_Task goal_
Copy out every line exactly, passing over the pictures.

########################################

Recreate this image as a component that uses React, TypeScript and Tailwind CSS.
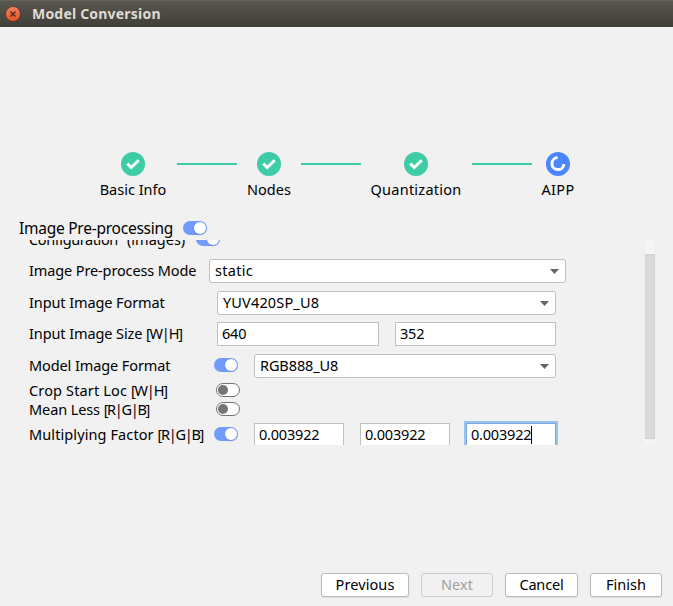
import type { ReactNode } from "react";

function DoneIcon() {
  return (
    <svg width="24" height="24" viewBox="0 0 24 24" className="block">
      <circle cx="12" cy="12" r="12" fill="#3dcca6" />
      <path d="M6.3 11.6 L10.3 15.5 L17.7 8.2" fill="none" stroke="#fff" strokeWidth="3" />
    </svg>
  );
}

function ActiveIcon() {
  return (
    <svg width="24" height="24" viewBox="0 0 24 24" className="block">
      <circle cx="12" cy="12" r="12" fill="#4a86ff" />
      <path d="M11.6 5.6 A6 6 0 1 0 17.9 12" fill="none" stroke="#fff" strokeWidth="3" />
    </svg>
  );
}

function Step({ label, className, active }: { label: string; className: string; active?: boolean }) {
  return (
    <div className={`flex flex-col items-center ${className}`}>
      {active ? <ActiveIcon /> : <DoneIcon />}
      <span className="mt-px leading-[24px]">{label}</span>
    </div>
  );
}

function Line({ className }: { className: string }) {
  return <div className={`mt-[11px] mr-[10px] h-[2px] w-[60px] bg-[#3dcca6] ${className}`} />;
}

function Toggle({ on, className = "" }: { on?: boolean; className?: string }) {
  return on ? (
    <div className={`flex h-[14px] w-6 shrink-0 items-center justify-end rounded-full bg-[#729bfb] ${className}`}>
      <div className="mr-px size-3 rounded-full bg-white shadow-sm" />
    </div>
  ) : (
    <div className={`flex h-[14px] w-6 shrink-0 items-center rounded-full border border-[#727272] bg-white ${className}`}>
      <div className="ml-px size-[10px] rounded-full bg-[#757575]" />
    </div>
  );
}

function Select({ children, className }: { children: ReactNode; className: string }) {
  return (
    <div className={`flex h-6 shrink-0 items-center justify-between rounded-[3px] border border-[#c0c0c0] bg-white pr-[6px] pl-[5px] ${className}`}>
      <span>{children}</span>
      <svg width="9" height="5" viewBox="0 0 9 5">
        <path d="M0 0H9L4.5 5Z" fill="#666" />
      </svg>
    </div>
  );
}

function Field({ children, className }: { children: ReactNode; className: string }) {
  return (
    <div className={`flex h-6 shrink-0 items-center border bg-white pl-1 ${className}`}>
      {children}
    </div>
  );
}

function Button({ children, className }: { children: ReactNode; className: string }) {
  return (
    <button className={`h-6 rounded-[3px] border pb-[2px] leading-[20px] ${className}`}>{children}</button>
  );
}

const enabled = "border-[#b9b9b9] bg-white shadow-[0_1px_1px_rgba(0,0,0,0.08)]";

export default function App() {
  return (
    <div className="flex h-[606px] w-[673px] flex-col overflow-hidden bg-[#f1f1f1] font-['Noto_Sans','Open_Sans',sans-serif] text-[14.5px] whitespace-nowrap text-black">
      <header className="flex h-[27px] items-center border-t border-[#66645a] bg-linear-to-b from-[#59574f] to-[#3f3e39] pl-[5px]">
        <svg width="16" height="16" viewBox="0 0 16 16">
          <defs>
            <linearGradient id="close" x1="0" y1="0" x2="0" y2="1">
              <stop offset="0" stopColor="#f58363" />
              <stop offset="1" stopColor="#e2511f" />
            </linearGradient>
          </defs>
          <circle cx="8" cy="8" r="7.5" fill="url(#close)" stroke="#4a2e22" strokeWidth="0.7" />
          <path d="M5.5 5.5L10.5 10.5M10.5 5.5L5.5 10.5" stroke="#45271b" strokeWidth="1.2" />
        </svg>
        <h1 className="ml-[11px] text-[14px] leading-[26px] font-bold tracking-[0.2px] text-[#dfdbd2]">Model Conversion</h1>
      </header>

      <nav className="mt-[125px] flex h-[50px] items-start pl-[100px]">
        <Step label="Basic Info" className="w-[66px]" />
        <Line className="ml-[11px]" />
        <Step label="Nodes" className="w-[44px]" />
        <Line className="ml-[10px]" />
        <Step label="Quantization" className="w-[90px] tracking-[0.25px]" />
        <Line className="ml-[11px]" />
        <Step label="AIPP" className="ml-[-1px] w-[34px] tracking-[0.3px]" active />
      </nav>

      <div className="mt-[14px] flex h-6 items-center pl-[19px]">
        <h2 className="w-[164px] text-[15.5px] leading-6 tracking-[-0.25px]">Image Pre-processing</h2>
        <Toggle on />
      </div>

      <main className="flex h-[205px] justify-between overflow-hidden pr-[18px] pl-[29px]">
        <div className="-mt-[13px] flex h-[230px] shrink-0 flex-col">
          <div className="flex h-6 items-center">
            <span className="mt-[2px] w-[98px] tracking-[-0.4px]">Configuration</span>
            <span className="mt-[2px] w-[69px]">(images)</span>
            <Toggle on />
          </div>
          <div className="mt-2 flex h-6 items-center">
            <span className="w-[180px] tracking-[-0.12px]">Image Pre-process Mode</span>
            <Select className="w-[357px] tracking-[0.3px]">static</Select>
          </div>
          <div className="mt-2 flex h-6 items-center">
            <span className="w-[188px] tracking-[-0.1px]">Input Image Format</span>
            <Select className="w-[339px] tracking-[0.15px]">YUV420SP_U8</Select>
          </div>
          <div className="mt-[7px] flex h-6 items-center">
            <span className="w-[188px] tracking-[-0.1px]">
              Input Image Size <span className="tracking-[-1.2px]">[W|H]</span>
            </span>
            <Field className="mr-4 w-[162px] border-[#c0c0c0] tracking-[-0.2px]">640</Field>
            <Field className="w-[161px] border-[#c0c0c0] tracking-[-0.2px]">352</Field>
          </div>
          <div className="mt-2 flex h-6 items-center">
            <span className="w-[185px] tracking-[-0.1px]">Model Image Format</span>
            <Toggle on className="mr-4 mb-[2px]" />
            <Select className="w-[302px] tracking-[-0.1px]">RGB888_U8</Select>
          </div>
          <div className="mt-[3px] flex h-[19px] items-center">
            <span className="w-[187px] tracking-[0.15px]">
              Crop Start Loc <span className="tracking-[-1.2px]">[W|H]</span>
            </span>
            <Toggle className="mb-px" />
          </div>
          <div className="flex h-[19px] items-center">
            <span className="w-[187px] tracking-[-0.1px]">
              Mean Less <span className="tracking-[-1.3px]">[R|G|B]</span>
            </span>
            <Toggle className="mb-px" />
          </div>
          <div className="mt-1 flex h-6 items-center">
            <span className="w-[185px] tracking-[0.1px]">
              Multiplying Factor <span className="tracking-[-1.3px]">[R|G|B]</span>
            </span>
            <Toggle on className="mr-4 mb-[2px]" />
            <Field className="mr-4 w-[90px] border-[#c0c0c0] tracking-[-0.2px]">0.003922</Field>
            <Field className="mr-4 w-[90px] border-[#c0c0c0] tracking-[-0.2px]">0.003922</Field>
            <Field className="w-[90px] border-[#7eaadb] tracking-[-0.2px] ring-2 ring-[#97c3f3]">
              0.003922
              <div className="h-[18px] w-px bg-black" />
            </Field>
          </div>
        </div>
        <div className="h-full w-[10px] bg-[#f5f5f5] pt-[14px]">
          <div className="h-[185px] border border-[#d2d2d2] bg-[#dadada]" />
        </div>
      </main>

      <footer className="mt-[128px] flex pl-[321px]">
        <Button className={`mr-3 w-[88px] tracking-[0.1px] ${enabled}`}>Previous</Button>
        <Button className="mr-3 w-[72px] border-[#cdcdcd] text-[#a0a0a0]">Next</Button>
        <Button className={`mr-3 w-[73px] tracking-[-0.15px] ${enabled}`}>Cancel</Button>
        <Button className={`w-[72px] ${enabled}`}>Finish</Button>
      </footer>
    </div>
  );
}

########################################

_Exercise result_
Recreate this image as a component that uses React, TypeScript and Tailwind CSS.
import type { ReactNode } from "react";

function DoneIcon() {
  return (
    <svg width="24" height="24" viewBox="0 0 24 24" className="block">
      <circle cx="12" cy="12" r="12" fill="#3dcca6" />
      <path d="M6.3 11.6 L10.3 15.5 L17.7 8.2" fill="none" stroke="#fff" strokeWidth="3" />
    </svg>
  );
}

function ActiveIcon() {
  return (
    <svg width="24" height="24" viewBox="0 0 24 24" className="block">
      <circle cx="12" cy="12" r="12" fill="#4a86ff" />
      <path d="M11.6 5.6 A6 6 0 1 0 17.9 12" fill="none" stroke="#fff" strokeWidth="3" />
    </svg>
  );
}

function Step({ label, className, active }: { label: string; className: string; active?: boolean }) {
  return (
    <div className={`flex flex-col items-center ${className}`}>
      {active ? <ActiveIcon /> : <DoneIcon />}
      <span className="mt-px leading-[24px]">{label}</span>
    </div>
  );
}

function Line({ className }: { className: string }) {
  return <div className={`mt-[11px] mr-[10px] h-[2px] w-[60px] bg-[#3dcca6] ${className}`} />;
}

function Toggle({ on, className = "" }: { on?: boolean; className?: string }) {
  return on ? (
    <div className={`flex h-[14px] w-6 shrink-0 items-center justify-end rounded-full bg-[#729bfb] ${className}`}>
      <div className="mr-px size-3 rounded-full bg-white shadow-sm" />
    </div>
  ) : (
    <div className={`flex h-[14px] w-6 shrink-0 items-center rounded-full border border-[#727272] bg-white ${className}`}>
      <div className="ml-px size-[10px] rounded-full bg-[#757575]" />
    </div>
  );
}

function Select({ children, className }: { children: ReactNode; className: string }) {
  return (
    <div className={`flex h-6 shrink-0 items-center justify-between rounded-[3px] border border-[#c0c0c0] bg-white pr-[6px] pl-[5px] ${className}`}>
      <span>{children}</span>
      <svg width="9" height="5" viewBox="0 0 9 5">
        <path d="M0 0H9L4.5 5Z" fill="#666" />
      </svg>
    </div>
  );
}

function Field({ children, className }: { children: ReactNode; className: string }) {
  return (
    <div className={`flex h-6 shrink-0 items-center border bg-white pl-1 ${className}`}>
      {children}
    </div>
  );
}

function Button({ children, className }: { children: ReactNode; className: string }) {
  return (
    <button className={`h-6 rounded-[3px] border pb-[2px] leading-[20px] ${className}`}>{children}</button>
  );
}

const enabled = "border-[#b9b9b9] bg-white shadow-[0_1px_1px_rgba(0,0,0,0.08)]";

export default function App() {
  return (
    <div className="flex h-[606px] w-[673px] flex-col overflow-hidden bg-[#f1f1f1] font-['Noto_Sans','Open_Sans',sans-serif] text-[14.5px] whitespace-nowrap text-black">
      <header className="flex h-[27px] items-center border-t border-[#66645a] bg-linear-to-b from-[#59574f] to-[#3f3e39] pl-[5px]">
        <svg width="16" height="16" viewBox="0 0 16 16">
          <defs>
            <linearGradient id="close" x1="0" y1="0" x2="0" y2="1">
              <stop offset="0" stopColor="#f58363" />
              <stop offset="1" stopColor="#e2511f" />
            </linearGradient>
          </defs>
          <circle cx="8" cy="8" r="7.5" fill="url(#close)" stroke="#4a2e22" strokeWidth="0.7" />
          <path d="M5.5 5.5L10.5 10.5M10.5 5.5L5.5 10.5" stroke="#45271b" strokeWidth="1.2" />
        </svg>
        <h1 className="ml-[11px] text-[14px] leading-[26px] font-bold tracking-[0.2px] text-[#dfdbd2]">Model Conversion</h1>
      </header>

      <nav className="mt-[125px] flex h-[50px] items-start pl-[100px]">
        <Step label="Basic Info" className="w-[66px]" />
        <Line className="ml-[11px]" />
        <Step label="Nodes" className="w-[44px]" />
        <Line className="ml-[10px]" />
        <Step label="Quantization" className="w-[90px] tracking-[0.25px]" />
        <Line className="ml-[11px]" />
        <Step label="AIPP" className="ml-[-1px] w-[34px] tracking-[0.3px]" active />
      </nav>

      <div className="mt-[14px] flex h-6 items-center pl-[19px]">
        <h2 className="w-[164px] text-[15.5px] leading-6 tracking-[-0.25px]">Image Pre-processing</h2>
        <Toggle on />
      </div>

      <main className="flex h-[205px] justify-between overflow-hidden pr-[18px] pl-[29px]">
        <div className="-mt-[13px] flex h-[230px] shrink-0 flex-col">
          <div className="flex h-6 items-center">
            <span className="mt-[2px] w-[98px] tracking-[-0.4px]">Configuration</span>
            <span className="mt-[2px] w-[69px]">(images)</span>
            <Toggle on />
          </div>
          <div className="mt-2 flex h-6 items-center">
            <span className="w-[180px] tracking-[-0.12px]">Image Pre-process Mode</span>
            <Select className="w-[357px] tracking-[0.3px]">static</Select>
          </div>
          <div className="mt-2 flex h-6 items-center">
            <span className="w-[188px] tracking-[-0.1px]">Input Image Format</span>
            <Select className="w-[339px] tracking-[0.15px]">YUV420SP_U8</Select>
          </div>
          <div className="mt-[7px] flex h-6 items-center">
            <span className="w-[188px] tracking-[-0.1px]">
              Input Image Size <span className="tracking-[-1.2px]">[W|H]</span>
            </span>
            <Field className="mr-4 w-[162px] border-[#c0c0c0] tracking-[-0.2px]">640</Field>
            <Field className="w-[161px] border-[#c0c0c0] tracking-[-0.2px]">352</Field>
          </div>
          <div className="mt-2 flex h-6 items-center">
            <span className="w-[185px] tracking-[-0.1px]">Model Image Format</span>
            <Toggle on className="mr-4 mb-[2px]" />
            <Select className="w-[302px] tracking-[-0.1px]">RGB888_U8</Select>
          </div>
          <div className="mt-[3px] flex h-[19px] items-center">
            <span className="w-[187px] tracking-[0.15px]">
              Crop Start Loc <span className="tracking-[-1.2px]">[W|H]</span>
            </span>
            <Toggle className="mb-px" />
          </div>
          <div className="flex h-[19px] items-center">
            <span className="w-[187px] tracking-[-0.1px]">
              Mean Less <span className="tracking-[-1.3px]">[R|G|B]</span>
            </span>
            <Toggle className="mb-px" />
          </div>
          <div className="mt-1 flex h-6 items-center">
            <span className="w-[185px] tracking-[0.1px]">
              Multiplying Factor <span className="tracking-[-1.3px]">[R|G|B]</span>
            </span>
            <Toggle on className="mr-4 mb-[2px]" />
            <Field className="mr-4 w-[90px] border-[#c0c0c0] tracking-[-0.2px]">0.003922</Field>
            <Field className="mr-4 w-[90px] border-[#c0c0c0] tracking-[-0.2px]">0.003922</Field>
            <Field className="w-[90px] border-[#7eaadb] tracking-[-0.2px] ring-2 ring-[#97c3f3]">
              0.003922
              <div className="h-[18px] w-px bg-black" />
            </Field>
          </div>
        </div>
        <div className="h-full w-[10px] bg-[#f5f5f5] pt-[14px]">
          <div className="h-[185px] border border-[#d2d2d2] bg-[#dadada]" />
        </div>
      </main>

      <footer className="mt-[128px] flex pl-[321px]">
        <Button className={`mr-3 w-[88px] tracking-[0.1px] ${enabled}`}>Previous</Button>
        <Button className="mr-3 w-[72px] border-[#cdcdcd] text-[#a0a0a0]">Next</Button>
        <Button className={`mr-3 w-[73px] tracking-[-0.15px] ${enabled}`}>Cancel</Button>
        <Button className={`w-[72px] ${enabled}`}>Finish</Button>
      </footer>
    </div>
  );
}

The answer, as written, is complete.